VCFX_annotation_extractor¶
Overview¶
VCFX_annotation_extractor extracts annotation fields from a VCF file's INFO column and converts them into a tabular format. The tool is particularly useful for extracting specific annotations (such as functional impact, gene name, or any custom annotation) from VCF files into a more analysis-friendly TSV format.
Usage¶
VCFX_annotation_extractor --annotation-extract "FIELD1,FIELD2,..." < input.vcf > extracted.tsv
Options¶
Option | Description |
---|---|
-a , --annotation-extract <FIELDS> |
Required. Comma-separated list of INFO field annotations to extract (e.g., "ANN,Gene,Impact") |
-h , --help |
Display help message and exit (handled by vcfx::handle_common_flags ) |
-v , --version |
Show program version and exit (handled by vcfx::handle_common_flags ) |
Description¶
VCFX_annotation_extractor simplifies the extraction and analysis of variant annotations by:
- Reading a VCF file from standard input
- Parsing the INFO column to extract user-specified annotation fields
- Handling multi-allelic variants by creating separate rows for each ALT allele
- Aligning per-allele annotations (such as ANN) with the corresponding ALT allele
- Producing a clean tab-delimited output with standardized columns
This tool is particularly useful for: - Converting complex VCF annotations into a format suitable for spreadsheet applications - Extracting specific annotation fields for focused analysis - Preparing variant annotation data for visualization or reporting - Working with multi-allelic variants where annotations correspond to specific alleles
Output Format¶
The output is a tab-separated (TSV) file with the following columns:
CHROM POS ID REF ALT <ANNOTATION1> <ANNOTATION2> ...

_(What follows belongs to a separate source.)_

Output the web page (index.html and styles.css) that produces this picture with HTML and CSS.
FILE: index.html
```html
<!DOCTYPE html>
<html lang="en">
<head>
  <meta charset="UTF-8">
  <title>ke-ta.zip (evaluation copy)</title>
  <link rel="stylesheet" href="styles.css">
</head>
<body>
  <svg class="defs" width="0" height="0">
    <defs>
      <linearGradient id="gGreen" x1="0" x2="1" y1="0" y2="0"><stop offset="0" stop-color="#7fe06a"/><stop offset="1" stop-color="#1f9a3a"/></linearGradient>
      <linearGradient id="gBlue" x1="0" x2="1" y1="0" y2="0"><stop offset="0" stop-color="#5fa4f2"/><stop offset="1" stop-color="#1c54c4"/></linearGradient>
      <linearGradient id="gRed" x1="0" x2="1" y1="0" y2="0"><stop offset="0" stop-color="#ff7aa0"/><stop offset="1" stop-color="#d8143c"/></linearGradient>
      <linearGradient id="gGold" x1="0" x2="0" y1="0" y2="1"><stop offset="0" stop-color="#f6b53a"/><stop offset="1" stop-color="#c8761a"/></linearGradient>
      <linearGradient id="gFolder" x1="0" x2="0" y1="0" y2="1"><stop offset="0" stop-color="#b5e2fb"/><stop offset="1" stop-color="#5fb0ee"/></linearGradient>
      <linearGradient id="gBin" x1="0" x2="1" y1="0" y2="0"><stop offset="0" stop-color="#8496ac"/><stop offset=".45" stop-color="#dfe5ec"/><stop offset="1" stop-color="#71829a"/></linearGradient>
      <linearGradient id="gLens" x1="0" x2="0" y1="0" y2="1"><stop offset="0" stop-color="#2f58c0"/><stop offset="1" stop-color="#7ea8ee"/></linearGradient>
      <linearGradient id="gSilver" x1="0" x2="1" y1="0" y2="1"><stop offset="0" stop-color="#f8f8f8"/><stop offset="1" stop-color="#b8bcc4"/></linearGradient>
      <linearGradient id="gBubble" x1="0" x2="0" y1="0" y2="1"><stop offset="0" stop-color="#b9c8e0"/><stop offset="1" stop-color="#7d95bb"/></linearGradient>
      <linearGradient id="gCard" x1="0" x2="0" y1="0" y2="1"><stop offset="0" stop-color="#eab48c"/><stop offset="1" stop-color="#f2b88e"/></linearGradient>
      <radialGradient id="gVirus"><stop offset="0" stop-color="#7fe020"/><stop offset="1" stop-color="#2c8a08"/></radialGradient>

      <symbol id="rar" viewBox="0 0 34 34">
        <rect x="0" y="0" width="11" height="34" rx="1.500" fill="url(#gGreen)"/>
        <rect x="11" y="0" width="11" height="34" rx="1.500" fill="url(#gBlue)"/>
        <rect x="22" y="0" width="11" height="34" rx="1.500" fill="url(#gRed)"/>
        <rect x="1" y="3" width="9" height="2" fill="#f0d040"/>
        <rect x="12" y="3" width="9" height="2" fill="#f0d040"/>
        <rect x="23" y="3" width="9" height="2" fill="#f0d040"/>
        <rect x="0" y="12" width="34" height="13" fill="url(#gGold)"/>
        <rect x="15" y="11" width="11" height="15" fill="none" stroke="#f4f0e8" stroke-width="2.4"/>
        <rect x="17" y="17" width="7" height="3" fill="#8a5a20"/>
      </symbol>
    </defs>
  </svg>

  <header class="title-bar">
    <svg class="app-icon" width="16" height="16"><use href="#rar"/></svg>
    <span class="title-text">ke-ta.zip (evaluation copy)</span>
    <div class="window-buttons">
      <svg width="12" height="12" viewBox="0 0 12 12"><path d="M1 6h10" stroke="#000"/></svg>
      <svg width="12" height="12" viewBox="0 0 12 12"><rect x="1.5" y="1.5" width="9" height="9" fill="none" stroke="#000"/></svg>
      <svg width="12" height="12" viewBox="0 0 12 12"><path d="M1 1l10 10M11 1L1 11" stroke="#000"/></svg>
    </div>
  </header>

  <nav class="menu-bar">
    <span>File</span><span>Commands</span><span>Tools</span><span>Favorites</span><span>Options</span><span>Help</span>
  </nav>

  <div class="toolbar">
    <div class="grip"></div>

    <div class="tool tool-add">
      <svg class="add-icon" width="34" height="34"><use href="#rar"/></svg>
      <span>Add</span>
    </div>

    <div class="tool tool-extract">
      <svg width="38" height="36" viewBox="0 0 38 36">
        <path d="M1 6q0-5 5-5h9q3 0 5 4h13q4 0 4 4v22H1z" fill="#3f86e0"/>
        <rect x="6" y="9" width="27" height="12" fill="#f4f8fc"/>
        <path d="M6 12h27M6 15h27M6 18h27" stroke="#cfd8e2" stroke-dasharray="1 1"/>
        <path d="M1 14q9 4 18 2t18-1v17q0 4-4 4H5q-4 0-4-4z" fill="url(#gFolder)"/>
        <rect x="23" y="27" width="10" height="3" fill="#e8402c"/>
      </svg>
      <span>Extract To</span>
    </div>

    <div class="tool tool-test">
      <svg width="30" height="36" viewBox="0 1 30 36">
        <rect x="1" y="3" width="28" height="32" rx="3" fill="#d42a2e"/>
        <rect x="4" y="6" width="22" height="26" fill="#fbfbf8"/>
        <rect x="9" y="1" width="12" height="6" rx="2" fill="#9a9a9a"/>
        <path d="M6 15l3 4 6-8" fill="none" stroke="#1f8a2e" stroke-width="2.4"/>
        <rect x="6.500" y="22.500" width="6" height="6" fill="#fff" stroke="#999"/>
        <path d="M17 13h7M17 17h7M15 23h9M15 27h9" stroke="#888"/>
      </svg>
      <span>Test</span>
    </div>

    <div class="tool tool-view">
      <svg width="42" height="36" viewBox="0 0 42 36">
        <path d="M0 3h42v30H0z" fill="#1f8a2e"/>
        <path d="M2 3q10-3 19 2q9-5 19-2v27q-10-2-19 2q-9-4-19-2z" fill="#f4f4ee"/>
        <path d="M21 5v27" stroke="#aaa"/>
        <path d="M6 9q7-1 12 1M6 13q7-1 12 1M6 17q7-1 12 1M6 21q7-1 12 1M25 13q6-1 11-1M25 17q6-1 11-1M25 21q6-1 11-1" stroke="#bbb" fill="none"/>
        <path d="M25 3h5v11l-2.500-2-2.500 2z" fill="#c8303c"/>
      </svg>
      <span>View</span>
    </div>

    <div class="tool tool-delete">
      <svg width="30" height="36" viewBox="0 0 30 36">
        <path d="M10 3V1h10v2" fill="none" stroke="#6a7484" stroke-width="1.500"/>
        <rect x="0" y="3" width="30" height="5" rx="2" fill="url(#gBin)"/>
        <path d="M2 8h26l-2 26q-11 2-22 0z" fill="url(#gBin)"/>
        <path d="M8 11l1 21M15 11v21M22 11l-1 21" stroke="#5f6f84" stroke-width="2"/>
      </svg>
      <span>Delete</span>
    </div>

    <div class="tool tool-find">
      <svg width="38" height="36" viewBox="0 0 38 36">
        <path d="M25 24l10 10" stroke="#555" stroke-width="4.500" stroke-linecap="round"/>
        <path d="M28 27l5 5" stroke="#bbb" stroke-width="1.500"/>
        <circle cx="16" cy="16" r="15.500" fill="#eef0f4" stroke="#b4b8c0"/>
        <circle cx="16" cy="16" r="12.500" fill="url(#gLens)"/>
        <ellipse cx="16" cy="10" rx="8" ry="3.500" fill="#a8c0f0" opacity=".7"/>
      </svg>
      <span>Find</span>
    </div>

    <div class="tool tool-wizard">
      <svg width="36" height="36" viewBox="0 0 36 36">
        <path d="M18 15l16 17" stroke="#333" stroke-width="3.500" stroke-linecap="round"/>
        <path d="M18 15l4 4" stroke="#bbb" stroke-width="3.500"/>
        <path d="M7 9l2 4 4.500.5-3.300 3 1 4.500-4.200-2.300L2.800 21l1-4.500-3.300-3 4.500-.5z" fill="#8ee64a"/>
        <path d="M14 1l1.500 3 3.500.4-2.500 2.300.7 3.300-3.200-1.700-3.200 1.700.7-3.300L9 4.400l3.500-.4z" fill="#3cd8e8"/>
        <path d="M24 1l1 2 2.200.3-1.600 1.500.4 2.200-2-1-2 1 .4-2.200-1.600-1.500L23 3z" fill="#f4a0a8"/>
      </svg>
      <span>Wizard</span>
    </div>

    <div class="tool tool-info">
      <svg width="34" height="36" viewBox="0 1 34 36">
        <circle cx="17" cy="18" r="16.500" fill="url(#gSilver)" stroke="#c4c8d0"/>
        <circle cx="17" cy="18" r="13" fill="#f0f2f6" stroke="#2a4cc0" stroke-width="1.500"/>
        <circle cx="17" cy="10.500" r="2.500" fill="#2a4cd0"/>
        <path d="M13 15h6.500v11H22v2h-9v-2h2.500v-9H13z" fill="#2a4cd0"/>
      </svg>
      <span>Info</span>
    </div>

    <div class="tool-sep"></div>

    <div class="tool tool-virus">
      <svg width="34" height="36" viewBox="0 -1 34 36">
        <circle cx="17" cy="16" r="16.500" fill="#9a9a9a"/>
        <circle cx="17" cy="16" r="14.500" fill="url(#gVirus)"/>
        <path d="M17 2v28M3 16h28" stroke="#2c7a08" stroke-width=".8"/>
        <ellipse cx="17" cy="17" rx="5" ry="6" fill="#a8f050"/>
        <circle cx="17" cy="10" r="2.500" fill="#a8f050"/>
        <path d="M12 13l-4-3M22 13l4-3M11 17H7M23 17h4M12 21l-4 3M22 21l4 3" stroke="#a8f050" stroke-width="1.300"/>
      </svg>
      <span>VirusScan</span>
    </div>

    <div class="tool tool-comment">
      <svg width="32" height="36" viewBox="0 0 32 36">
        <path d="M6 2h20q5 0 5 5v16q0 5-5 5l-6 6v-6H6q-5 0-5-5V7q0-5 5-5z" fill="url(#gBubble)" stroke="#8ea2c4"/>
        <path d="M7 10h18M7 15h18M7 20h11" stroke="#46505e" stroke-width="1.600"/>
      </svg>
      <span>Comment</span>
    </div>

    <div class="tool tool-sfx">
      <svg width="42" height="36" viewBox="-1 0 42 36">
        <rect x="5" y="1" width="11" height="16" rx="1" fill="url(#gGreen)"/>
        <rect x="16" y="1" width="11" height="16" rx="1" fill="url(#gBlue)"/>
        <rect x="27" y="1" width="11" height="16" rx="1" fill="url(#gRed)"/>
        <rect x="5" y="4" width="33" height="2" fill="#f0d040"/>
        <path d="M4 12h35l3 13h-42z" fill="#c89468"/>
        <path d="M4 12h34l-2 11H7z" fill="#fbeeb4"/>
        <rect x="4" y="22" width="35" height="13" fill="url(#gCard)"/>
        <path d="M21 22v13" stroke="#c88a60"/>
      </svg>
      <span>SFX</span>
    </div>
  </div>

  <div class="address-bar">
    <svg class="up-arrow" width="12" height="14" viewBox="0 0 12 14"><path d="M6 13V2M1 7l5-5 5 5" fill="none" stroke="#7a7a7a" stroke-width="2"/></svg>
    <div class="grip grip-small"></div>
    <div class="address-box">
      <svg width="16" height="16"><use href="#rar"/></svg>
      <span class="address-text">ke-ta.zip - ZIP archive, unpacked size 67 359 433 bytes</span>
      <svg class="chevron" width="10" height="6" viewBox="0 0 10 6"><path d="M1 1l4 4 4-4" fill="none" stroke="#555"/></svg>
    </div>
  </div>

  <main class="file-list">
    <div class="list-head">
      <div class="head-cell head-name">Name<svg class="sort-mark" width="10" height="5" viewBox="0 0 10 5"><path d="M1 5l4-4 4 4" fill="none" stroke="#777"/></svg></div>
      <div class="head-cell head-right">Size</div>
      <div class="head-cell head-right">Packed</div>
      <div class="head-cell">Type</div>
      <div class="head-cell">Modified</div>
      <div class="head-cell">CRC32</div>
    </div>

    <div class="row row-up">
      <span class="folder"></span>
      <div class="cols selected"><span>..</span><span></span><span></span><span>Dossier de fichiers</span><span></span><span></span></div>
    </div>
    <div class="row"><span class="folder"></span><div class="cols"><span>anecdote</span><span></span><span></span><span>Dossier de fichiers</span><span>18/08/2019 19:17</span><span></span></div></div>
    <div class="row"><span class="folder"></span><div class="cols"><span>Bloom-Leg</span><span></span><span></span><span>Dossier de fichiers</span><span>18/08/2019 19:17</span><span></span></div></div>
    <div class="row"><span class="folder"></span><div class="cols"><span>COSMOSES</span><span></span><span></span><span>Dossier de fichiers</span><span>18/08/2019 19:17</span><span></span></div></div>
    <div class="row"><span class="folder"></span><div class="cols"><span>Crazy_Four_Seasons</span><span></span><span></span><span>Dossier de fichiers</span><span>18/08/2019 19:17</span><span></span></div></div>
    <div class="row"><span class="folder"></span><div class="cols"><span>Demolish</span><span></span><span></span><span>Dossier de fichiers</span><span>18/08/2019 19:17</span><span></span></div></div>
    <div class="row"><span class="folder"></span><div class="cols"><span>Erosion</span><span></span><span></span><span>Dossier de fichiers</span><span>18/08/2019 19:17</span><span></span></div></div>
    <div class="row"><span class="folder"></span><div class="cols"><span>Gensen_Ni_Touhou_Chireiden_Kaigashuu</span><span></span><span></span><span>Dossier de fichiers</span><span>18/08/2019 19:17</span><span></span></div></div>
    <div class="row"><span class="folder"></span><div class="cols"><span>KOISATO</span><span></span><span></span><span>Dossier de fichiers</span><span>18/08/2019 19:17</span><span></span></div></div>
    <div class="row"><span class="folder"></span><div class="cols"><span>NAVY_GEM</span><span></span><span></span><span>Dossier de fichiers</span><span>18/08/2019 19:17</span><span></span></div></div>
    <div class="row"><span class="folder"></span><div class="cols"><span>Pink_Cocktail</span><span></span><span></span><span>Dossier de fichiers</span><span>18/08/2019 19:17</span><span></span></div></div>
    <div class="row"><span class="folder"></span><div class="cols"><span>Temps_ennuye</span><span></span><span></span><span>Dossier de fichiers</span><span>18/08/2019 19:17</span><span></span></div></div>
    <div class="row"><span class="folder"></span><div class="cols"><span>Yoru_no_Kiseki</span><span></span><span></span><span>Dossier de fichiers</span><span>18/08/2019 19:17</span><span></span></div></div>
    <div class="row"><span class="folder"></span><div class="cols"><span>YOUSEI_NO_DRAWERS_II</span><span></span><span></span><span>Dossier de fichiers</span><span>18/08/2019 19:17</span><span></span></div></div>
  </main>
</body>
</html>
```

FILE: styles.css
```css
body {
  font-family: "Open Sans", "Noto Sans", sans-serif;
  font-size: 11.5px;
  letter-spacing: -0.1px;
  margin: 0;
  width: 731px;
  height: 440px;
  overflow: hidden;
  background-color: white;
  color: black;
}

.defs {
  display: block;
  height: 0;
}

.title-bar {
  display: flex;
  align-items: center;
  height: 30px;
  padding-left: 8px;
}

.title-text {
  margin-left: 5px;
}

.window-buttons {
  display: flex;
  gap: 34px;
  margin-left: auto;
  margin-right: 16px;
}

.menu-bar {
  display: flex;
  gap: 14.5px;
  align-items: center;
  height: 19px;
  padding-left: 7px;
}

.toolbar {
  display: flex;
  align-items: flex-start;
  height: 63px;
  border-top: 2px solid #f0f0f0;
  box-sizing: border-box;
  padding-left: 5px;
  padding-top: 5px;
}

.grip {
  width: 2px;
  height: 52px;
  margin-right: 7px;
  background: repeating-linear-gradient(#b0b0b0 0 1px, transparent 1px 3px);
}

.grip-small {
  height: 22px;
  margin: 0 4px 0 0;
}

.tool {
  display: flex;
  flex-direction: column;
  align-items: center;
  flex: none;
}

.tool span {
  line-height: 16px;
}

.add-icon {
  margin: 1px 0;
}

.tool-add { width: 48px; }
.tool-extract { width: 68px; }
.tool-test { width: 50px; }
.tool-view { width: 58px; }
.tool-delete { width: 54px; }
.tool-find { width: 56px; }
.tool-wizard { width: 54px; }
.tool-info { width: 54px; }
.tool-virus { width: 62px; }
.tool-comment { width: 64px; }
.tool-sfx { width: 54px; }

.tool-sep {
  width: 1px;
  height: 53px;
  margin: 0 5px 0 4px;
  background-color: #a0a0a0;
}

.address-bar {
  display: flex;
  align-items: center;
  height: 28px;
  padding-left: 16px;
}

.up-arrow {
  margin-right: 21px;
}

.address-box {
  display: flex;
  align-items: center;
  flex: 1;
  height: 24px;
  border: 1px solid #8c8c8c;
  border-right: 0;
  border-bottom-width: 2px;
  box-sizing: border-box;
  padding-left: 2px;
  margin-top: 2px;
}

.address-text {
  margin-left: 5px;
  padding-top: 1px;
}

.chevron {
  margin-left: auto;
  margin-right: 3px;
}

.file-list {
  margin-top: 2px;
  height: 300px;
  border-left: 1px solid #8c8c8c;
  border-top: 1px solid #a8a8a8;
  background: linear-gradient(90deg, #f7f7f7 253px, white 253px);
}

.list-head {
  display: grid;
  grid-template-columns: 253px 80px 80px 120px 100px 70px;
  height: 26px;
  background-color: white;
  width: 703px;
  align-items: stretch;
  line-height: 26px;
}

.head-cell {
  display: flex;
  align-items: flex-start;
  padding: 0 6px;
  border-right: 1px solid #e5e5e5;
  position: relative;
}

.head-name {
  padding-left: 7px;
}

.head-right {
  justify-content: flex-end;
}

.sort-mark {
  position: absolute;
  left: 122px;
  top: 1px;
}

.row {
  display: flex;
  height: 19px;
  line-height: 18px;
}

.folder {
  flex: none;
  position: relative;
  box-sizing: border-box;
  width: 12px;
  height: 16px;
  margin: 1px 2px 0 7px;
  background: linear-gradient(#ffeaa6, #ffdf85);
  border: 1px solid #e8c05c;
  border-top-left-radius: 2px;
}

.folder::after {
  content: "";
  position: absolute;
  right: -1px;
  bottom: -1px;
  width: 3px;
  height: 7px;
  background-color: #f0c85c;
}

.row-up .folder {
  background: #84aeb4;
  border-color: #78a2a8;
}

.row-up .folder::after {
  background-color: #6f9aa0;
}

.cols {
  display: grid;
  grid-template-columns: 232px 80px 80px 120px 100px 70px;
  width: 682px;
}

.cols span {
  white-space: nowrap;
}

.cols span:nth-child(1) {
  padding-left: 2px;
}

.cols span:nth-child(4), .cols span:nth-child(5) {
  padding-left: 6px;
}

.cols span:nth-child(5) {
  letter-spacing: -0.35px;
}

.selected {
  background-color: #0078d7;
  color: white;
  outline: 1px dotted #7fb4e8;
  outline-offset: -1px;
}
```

Where: - The first five columns are standard VCF fields (chromosome, position, ID, reference allele, alternate allele) - Each subsequent column contains the value of a requested annotation field - Missing values are represented by "NA" - Multi-allelic variants are split into multiple rows, one for each ALT allele - Per-allele annotations (like ANN) are properly aligned with their corresponding ALT allele
Examples¶
Basic Usage - Extract Gene Annotations¶
./VCFX_annotation_extractor --annotation-extract "Gene" < input.vcf > genes.tsv
Extract Multiple Annotation Fields¶
./VCFX_annotation_extractor --annotation-extract "ANN,Gene,Impact,DP" < input.vcf > annotations.tsv
Process and Filter in a Pipeline¶
# Extract annotations from only PASS variants
grep -e "^#" -e "PASS" input.vcf | ./VCFX_annotation_extractor --annotation-extract "ANN,Gene,Impact" > pass_annotations.tsv
Analyze Impact Distribution¶
# Extract impact annotations and count occurrences
./VCFX_annotation_extractor --annotation-extract "Impact" < input.vcf | tail -n +2 | cut -f6 | sort | uniq -c
Multi-allelic Variant Handling¶
The tool handles multi-allelic variants specially:
- Each ALT allele in a multi-allelic variant gets its own row in the output
- For Number=A annotations (like ANN) that have multiple comma-separated values, each value is aligned with the corresponding ALT allele
- For single-value annotations (like Gene, Impact), the same value is used for all ALT alleles of a variant
- If there are more ALT alleles than annotation values, "NA" is used for the excess ALT alleles
Example¶
For a variant line with ALT=T,G,C
and ANN=missense,stop_gained,intergenic
:
- Three rows will be generated in the output (one for each ALT)
- The annotations will be properly aligned: T→missense, G→stop_gained, C→intergenic
Handling Special Cases¶
The tool implements several strategies for handling edge cases:
- Missing annotations: If a requested annotation is not found, "NA" is output
- Malformed VCF lines: Lines with fewer than 8 columns are skipped with a warning
- Empty annotations: Empty annotation values are preserved and not replaced with "NA"
- Multi-value annotations: Currently, only ANN field is treated as multi-value and split by commas
- Header parsing: The tool checks for proper VCF headers before processing data
- Empty input: The tool correctly handles empty input files, producing only the header line
- Invalid characters: The tool preserves all characters in annotation values, including special characters
Performance¶
VCFX_annotation_extractor is designed for efficiency:
- Single-pass processing reads the VCF file line-by-line without loading the entire file into memory
- Efficient string parsing with optimized splitting functions
- Uses hash maps for quick annotation lookups
- Memory usage scales with the size of individual variant lines rather than the whole file
- Output is streamed directly without intermediate storage
Limitations¶
- Currently, only the ANN field is recognized as a per-allele (Number=A) field that needs to be split; other Number=A fields are not automatically detected
- No VCF header parsing to automatically determine which fields are Number=A vs. Number=1
- Cannot extract FORMAT fields or sample-specific information
- The output does not include QUAL or FILTER columns from the input VCF
- No wildcard or regex support for selecting annotation fields
- Annotation fields with embedded tab or newline characters may cause issues in the output format
- Limited error recovery for malformed INFO fields